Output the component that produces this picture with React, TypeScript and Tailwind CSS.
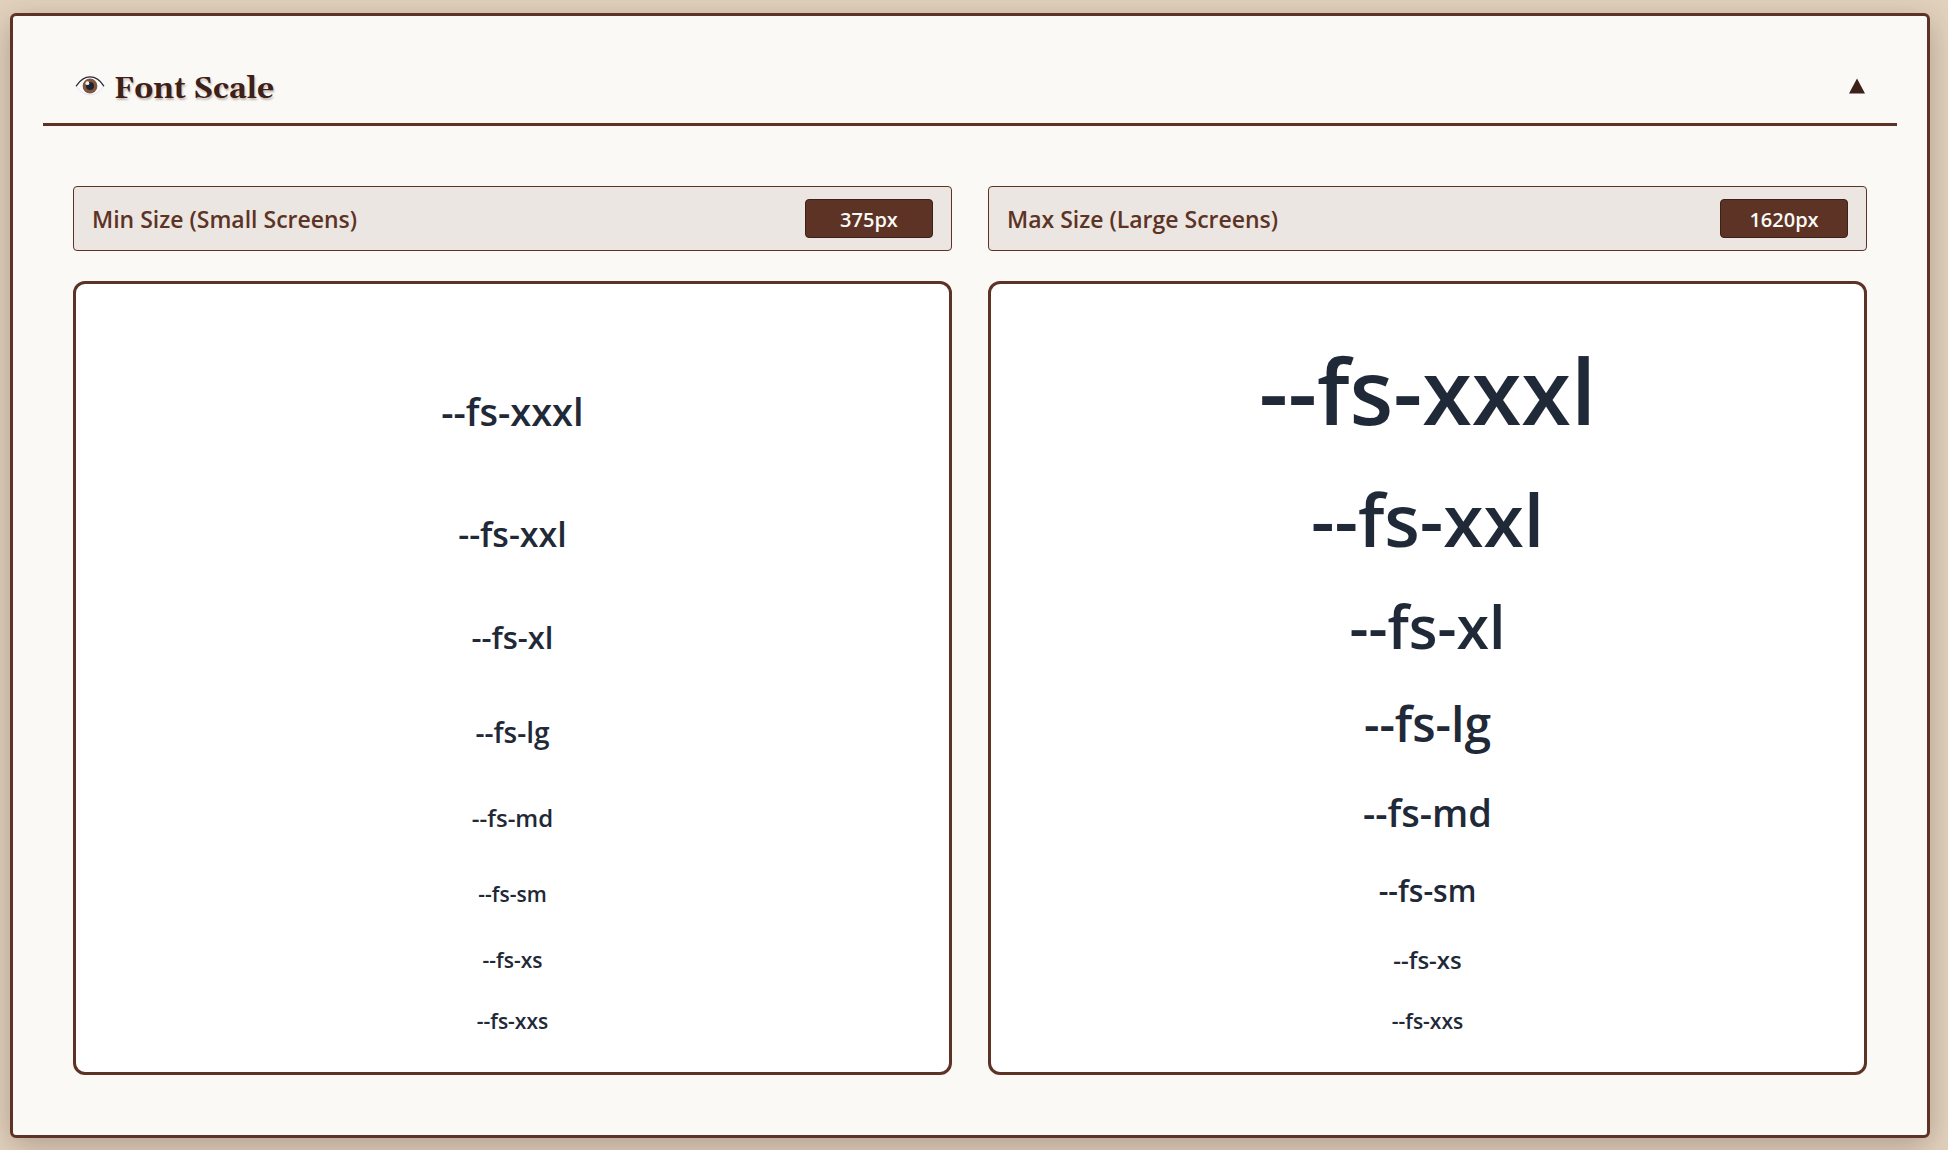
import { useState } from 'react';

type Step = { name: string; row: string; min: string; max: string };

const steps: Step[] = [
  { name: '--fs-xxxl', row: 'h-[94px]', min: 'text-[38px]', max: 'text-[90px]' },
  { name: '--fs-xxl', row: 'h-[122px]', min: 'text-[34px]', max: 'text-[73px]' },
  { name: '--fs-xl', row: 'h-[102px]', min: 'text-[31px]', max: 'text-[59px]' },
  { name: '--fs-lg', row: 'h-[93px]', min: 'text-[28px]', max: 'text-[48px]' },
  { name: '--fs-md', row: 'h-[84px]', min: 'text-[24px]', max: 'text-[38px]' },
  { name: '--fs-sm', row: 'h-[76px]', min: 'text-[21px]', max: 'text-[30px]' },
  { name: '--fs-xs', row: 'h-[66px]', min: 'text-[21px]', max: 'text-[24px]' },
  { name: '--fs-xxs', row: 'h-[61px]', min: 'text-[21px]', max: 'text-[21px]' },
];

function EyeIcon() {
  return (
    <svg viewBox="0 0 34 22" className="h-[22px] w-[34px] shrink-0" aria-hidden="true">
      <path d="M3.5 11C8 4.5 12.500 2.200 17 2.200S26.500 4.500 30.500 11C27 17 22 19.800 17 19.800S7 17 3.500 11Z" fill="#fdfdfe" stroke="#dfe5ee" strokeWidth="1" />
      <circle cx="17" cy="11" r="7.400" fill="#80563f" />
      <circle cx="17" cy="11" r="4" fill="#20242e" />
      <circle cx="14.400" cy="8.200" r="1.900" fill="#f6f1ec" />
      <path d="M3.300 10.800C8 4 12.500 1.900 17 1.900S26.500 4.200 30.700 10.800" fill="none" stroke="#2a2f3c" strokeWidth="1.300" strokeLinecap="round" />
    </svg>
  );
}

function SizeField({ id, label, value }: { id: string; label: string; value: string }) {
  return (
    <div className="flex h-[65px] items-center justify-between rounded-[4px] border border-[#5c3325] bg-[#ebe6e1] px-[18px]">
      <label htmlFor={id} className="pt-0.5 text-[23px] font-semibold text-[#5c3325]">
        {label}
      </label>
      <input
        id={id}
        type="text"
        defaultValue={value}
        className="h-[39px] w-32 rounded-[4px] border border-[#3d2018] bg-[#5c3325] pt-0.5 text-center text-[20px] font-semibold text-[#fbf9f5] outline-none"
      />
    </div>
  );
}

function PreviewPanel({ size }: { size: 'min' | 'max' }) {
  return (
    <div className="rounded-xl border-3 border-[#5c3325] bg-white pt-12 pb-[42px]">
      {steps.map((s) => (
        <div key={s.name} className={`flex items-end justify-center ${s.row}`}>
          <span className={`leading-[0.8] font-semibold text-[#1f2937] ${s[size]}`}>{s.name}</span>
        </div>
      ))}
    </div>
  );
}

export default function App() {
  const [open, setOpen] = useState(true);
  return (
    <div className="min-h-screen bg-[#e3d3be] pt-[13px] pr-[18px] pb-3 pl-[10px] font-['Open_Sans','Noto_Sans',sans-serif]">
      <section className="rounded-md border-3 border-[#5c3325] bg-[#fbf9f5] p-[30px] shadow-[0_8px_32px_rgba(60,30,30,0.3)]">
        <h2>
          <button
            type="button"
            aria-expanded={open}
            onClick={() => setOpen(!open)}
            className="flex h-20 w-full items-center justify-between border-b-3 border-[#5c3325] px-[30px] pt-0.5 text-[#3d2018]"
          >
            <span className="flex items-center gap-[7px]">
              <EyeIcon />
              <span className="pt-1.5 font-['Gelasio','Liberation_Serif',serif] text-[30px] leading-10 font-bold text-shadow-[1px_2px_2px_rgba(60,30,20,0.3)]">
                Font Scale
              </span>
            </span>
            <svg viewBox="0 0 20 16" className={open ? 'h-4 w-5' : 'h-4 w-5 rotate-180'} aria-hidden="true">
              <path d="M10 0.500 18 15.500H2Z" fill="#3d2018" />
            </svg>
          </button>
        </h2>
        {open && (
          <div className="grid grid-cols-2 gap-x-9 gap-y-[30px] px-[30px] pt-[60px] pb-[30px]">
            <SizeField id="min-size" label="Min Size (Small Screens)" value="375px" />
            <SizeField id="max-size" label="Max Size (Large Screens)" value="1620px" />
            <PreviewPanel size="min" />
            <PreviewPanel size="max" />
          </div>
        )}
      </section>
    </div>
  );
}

----

EXERCISE PROMPT: Quote, exactly and only, the lines from the first line of the data above through the line containing "string; row: string;". The pictures do not belong in it.

RESPONSE FOR THIS EXERCISE:
Output the component that produces this picture with React, TypeScript and Tailwind CSS.
import { useState } from 'react';

type Step = { name: string; row: string; min: string; max: string };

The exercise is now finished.